Last updated on December 14th, 2020 at 10:13 pm
The first step: making a separation agreement
We appreciate that relationship breakdown can be very traumatic, and that’s why we think separation agreements are so useful for couples who are navigating through the initial stages of splitting their home, finances and access to children: perhaps as a precursor to divorce. They can help you quickly iron out the unknowns to minimise conflict and save time, stress and legal costs down the line, instead of suffering a period of limbo while you’re waiting for a divorce.
When should a separation agreement come into effect?
It’s really a matter of personal circumstance regarding the start date for your separation agreement. However, we’d advise negotiating it and bringing it into effect as soon as possible, as prolonged periods of uncertainty can generate further conflict for both partners, and create unnecessary stress for any children involved.
How long should a separation agreement last for?
You can use a separation agreement to set out:
- temporary arrangements while you are separated, or
- if your separation is permanent and you’re planning to divorce, a final financial settlement and child arrangements, which can then be made legally binding on the divorce being finalised by the court
Setting an end date depends on whether you are planning to divorce, how long you want to wait before starting divorce proceedings, and how complex your arrangements are.
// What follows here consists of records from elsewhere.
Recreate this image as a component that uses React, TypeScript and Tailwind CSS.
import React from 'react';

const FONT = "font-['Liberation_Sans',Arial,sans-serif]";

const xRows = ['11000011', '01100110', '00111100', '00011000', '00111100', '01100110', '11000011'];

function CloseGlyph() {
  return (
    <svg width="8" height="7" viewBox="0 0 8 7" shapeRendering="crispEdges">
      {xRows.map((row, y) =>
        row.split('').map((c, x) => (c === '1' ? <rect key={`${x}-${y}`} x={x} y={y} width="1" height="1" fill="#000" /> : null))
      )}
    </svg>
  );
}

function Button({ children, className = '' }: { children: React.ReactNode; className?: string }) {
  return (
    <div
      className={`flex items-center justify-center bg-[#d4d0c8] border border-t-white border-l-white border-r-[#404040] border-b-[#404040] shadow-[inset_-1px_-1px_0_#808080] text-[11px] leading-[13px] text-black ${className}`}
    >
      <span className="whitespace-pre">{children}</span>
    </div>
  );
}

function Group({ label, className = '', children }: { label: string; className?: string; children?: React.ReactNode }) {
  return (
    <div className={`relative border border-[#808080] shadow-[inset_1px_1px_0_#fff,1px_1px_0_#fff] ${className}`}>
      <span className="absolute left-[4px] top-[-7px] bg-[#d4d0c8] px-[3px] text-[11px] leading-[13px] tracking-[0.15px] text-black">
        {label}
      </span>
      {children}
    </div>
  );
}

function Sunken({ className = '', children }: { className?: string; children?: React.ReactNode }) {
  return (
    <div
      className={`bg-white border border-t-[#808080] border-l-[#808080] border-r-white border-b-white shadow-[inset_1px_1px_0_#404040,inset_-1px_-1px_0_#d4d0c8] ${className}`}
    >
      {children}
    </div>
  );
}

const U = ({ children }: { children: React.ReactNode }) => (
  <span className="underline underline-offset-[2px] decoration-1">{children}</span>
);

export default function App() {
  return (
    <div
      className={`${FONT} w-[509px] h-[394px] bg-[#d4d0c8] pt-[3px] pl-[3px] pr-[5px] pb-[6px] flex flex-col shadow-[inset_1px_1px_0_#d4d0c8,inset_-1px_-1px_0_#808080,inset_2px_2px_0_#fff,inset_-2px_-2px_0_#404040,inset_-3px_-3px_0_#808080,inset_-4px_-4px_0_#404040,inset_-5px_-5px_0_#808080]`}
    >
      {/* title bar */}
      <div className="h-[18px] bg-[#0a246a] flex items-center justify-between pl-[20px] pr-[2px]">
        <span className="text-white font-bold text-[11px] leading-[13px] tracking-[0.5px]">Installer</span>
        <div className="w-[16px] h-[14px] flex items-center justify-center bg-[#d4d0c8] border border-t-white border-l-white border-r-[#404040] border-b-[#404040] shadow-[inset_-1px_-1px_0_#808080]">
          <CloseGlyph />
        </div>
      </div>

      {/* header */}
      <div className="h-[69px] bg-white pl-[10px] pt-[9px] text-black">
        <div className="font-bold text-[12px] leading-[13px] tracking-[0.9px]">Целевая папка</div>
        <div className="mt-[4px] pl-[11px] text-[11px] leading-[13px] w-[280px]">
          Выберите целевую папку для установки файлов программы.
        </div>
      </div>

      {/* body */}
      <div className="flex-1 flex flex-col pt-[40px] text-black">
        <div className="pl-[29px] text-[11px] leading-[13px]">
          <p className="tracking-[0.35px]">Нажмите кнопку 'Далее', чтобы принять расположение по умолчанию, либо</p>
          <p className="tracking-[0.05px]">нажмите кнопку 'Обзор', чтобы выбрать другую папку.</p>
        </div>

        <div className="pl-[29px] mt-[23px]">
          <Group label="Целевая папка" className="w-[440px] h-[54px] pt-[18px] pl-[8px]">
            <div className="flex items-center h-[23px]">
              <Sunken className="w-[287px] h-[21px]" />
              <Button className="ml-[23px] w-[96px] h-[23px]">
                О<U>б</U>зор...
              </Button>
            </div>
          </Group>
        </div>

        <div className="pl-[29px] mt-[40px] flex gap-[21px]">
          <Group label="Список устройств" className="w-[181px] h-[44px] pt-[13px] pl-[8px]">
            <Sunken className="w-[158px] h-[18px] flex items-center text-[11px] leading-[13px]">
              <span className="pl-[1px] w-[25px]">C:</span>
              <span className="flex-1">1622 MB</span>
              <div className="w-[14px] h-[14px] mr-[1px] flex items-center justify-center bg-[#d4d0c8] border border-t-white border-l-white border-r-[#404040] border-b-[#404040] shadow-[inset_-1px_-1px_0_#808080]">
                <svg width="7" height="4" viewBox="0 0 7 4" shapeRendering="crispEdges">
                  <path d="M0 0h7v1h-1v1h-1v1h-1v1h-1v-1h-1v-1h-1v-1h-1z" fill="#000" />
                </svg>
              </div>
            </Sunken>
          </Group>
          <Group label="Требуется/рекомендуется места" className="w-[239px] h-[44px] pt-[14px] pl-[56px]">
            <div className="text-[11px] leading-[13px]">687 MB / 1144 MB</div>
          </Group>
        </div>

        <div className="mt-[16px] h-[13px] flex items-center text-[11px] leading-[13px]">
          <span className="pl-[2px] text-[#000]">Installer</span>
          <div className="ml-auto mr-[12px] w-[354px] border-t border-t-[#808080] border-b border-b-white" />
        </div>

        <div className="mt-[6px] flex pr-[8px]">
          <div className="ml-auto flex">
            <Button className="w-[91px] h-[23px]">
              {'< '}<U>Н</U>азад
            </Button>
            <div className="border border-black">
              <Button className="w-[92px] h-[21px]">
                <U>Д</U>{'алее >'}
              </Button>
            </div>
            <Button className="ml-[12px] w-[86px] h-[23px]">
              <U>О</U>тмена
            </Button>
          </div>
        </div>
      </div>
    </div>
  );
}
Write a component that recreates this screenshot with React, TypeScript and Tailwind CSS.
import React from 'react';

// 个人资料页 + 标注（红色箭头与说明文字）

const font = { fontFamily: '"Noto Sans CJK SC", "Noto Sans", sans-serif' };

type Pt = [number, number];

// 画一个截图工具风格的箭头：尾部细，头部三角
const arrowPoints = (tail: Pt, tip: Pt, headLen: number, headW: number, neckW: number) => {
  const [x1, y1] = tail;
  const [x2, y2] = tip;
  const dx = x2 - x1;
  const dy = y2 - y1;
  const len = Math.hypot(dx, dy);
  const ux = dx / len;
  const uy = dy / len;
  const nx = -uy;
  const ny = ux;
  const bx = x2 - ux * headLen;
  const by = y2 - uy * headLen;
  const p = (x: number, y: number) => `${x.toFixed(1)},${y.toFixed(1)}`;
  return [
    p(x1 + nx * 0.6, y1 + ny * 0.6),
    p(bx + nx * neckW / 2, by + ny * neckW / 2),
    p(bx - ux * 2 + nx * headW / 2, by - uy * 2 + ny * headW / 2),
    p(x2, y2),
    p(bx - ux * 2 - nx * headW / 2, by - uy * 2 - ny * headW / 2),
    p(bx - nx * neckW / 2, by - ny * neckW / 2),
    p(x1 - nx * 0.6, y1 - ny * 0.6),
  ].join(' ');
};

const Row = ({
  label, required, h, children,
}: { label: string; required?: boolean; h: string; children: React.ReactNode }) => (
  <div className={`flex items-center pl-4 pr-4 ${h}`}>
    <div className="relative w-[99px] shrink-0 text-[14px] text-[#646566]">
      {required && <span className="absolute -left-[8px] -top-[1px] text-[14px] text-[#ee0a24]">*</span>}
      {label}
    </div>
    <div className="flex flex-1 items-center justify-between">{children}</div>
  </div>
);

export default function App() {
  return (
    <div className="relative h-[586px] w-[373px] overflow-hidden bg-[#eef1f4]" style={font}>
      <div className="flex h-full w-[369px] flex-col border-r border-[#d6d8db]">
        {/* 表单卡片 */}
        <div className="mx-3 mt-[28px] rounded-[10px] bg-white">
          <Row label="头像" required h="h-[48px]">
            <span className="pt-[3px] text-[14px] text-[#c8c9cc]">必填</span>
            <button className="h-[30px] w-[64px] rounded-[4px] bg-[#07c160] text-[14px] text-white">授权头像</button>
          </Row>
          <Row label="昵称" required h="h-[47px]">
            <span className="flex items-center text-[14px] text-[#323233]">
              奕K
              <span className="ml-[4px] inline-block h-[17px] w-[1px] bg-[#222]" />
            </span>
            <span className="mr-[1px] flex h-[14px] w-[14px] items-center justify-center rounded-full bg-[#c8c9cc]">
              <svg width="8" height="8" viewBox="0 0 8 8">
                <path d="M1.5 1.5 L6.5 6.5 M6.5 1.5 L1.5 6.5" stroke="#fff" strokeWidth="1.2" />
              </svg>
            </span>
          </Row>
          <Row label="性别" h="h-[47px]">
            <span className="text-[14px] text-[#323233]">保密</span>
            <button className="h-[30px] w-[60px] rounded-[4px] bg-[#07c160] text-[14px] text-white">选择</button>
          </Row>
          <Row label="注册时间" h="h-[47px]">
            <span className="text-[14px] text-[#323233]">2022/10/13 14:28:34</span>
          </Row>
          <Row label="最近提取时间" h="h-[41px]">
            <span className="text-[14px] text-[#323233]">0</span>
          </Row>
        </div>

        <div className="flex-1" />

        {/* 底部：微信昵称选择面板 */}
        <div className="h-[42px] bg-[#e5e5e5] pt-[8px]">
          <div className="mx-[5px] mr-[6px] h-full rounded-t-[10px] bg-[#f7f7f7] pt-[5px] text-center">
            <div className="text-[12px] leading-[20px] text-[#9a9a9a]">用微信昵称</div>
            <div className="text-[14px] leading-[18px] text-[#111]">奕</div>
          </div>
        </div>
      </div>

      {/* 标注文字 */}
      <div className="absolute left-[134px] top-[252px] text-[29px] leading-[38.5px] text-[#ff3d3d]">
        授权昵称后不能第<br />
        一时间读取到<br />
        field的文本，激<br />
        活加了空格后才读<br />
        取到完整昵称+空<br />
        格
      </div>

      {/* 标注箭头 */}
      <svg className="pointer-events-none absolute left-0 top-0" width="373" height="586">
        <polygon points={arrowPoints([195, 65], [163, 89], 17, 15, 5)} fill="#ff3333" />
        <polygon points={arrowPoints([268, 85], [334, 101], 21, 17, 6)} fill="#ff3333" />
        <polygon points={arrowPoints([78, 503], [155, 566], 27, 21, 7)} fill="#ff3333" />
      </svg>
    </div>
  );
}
For example, if you have been married less than a year and can’t yet get a divorce, or you want to wait to divorce by using the ground of two years separation (rather than using the ground of unreasonable behaviour for an immediate divorce), then it would be a good idea to make the duration open-ended, or until your decree nisi is granted, if you later want a court to decide for you.
If you have complicated finances (such as children who are financially dependent on you, unequal incomes or one of you has given up work to bring up children), then you’ll need to consider if one of you will financially support the other and how long for. You’ll need to consider who lives in the family home and for how long, including how this is paid for, and by whom. You may also want to confirm contact and residency arrangements for your children until they reach a certain age, at which point you may agree that they can make these decisions for themselves.
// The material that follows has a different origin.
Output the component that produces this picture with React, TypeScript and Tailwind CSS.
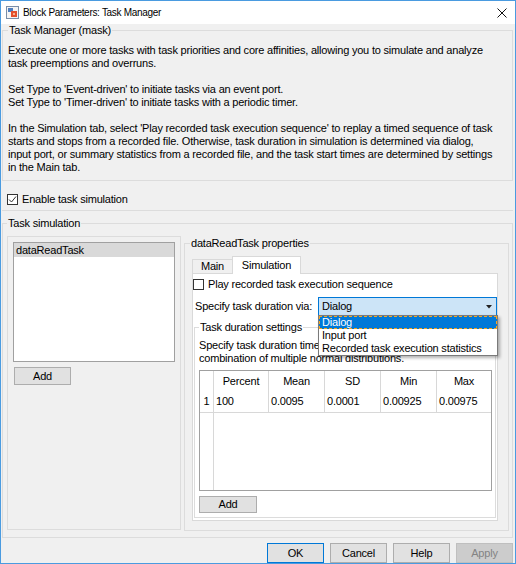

Separation agreements can cover very important financial decisions – including spousal maintenance, child maintenance and the division of assets like property and businesses. This is why it’s important to determine whether it’s going to be a temporary or permanent agreement. If you’re planning to use it as a permanent agreement, then don’t enter into it unless you are both happy with the terms and details of it – especially if you have children under 18. This is because a judge may see no reason to interfere in the original terms later on in the process – particularly if they are fair and reasonable and you both entered into it with legal advice and full financial disclosure. If you are planning to use a separation agreement in this way – for the basis of a later consent order – then legal advice is vital.
Enforcing a separation agreement
While a separation agreement isn’t technically legally binding unless it’s made into a consent order by the court, it can still be challenged by either party in the same way as any contract. But if both parties entered into the agreement with the benefit of legal advice and with full financial disclosure, and the agreement was properly drafted, then it is likely that a judge would uphold the separation agreement in court. You can read more about this in our advice article, Separation Agreements: How Far Are They Legally Binding?
If either party breaches the terms of the separation agreement and the other wants to challenge this breach in court, then the judge would take into account the integrity and fairness of the agreement when deciding whether to enforce the terms of the separation agreement. However, there are of course some terms that a judge would not enforce, such as those contracting against child support or those which seek to prevent a party from later applying to court.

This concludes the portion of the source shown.